After the transition ( $n\gg d^K$ ), the upper boundary shifts: all modes up to $K$ are learned, and the risk includes only higher-order tails and residual noise.

These results are nonasymptotic for finite-degree polynomial kernels (where the risk plateaus), but in the case of analytic kernels, the two-stage (“multi-stage”) upper boundary recurses for all $K$ (Hu et al., 2022, Misiakiewicz, 2022).

6. Implications, Applications, and Limitations

This framework generalizes beyond spheres/hypercubes to all kernels with polynomial (Gegenbauer/Hermite) spectral decompositions and is robust to label noise/regularization (Hu et al., 2022, Misiakiewicz, 2022, Dubova et al., 2023, Pandit et al., 2 Aug 2024). It yields precise finite-sample and large-sample risk upper bounds, predicts interpolation thresholds, and allows explicit risk-envelope prediction for model selection and capacity control.

However, the two-stage boundary is sharp only in the kernel regime. In the “rich” (feature learning) regime of deep networks with significant parameter movement, the true risk can improve below this boundary, exhibiting strong data-adaptive bias beyond RKHS constraints (Woodworth et al., 2019, Woodworth et al., 2020).

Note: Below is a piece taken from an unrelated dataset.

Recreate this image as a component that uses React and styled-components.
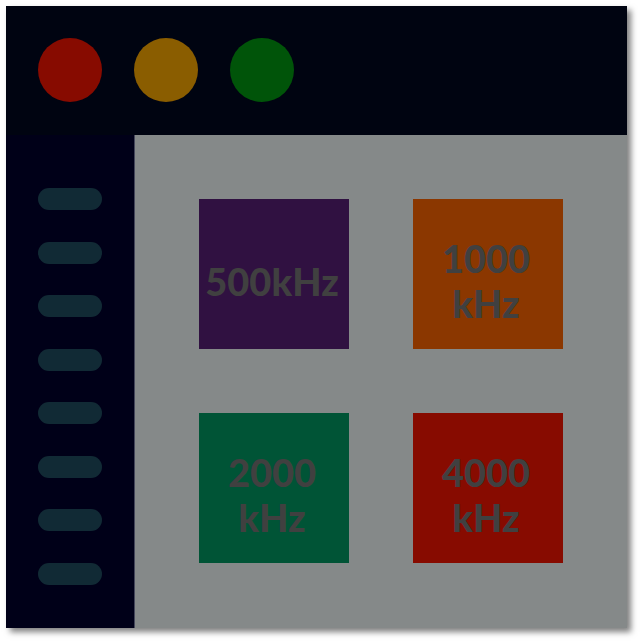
import React from "react";
import styled, { createGlobalStyle } from "styled-components";

const GlobalStyle = createGlobalStyle`
  *, *::before, *::after { box-sizing: border-box; }
  body { margin: 0; background: #ffffff; }
`;

const Page = styled.div`
  min-height: 100vh;
  display: flex;
  padding: 6px 14px 14px 6px;
`;

const Window = styled.div`
  flex: 1;
  display: flex;
  flex-direction: column;
  box-shadow: 4px 4px 6px rgba(0, 0, 0, 0.5);
`;

const TitleBar = styled.header`
  display: flex;
  gap: 32px;
  padding: 32px 32px 33px;
  background: #000411;
`;

const Light = styled.span`
  width: 64px;
  height: 64px;
  border-radius: 50%;
  background: ${(p) => p.$color};
`;

const Body = styled.div`
  flex: 1;
  display: flex;
`;

const Sidebar = styled.aside`
  flex: none;
  display: flex;
  flex-direction: column;
  justify-content: space-between;
  padding: 53px 32px 43px;
  background: #000018;
  border-right: 1px solid #44465a;
`;

const Pill = styled.span`
  width: 64px;
  height: 22px;
  border-radius: 11px;
  background: #112a35;
`;

const Content = styled.main`
  flex: 1;
  display: grid;
  grid-template-columns: 1fr 1fr;
  gap: 64px;
  align-content: start;
  padding: 64px;
  background: #858989;
`;

const Tile = styled.section`
  aspect-ratio: 1;
  display: flex;
  align-items: center;
  justify-content: center;
  padding: 14px 4px 0 0;
  background: ${(p) => p.$color};
  color: #404040;
  font: 900 38px/45px Lato, "Open Sans", sans-serif;
  text-align: center;
`;

const lights = ["#870b00", "#8a5d00", "#005409"];
const tiles = [
  { color: "#301141", lines: ["500kHz"] },
  { color: "#8b3700", lines: ["1000", "kHz"] },
  { color: "#005436", lines: ["2000", "kHz"] },
  { color: "#870b00", lines: ["4000", "kHz"] },
];

export default function App() {
  return (
    <>
      <GlobalStyle />
      <Page>
        <Window>
          <TitleBar>
            {lights.map((color) => (
              <Light key={color} $color={color} />
            ))}
          </TitleBar>
          <Body>
            <Sidebar>
              {Array.from({ length: 8 }, (_, i) => (
                <Pill key={i} />
              ))}
            </Sidebar>
            <Content>
              {tiles.map(({ color, lines }) => (
                <Tile key={lines[0]} $color={color}>
                  <span>
                    {lines[0]}
                    {lines[1] && <br />}
                    {lines[1]}
                  </span>
                </Tile>
              ))}
            </Content>
          </Body>
        </Window>
      </Page>
    </>
  );
}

7. Summary Table: Upper Boundary Phases

Regime	$n$ Sample Range	Modes Fully Learned	Critical Transition	Test Risk Upper Boundary
Phase- $K$	$d^{K-1}\ll n \ll d^K$	$\le K-1$	$n \asymp d^K$	$\sum_{k<K} a_k^2$
At transition	$n \sim d^K$	$\le K-1$ + partial $K$	$K$	$\sum_{k<K} a_k^2 + \frac{a_K^2}{(1+\mu_K\delta_K R_+)^2} + \sigma^2\cdot\ldots$
After transition	$n \gg d^K$	$\le K$	--	$\sum_{k\le K} a_k^2 + \sum_{k>K} a_k^2 + \sigma^2/\mu_K$

The two-stage upper boundary on expected risk is thus determined by the spectral decomposition, phase-dependent learnability, and mode truncation structure inherent to kernel regime regression in high dimensions (Woodworth et al., 2019, Hu et al., 2022, Misiakiewicz, 2022, Dubova et al., 2023, Simon et al., 2021, Pandit et al., 2 Aug 2024).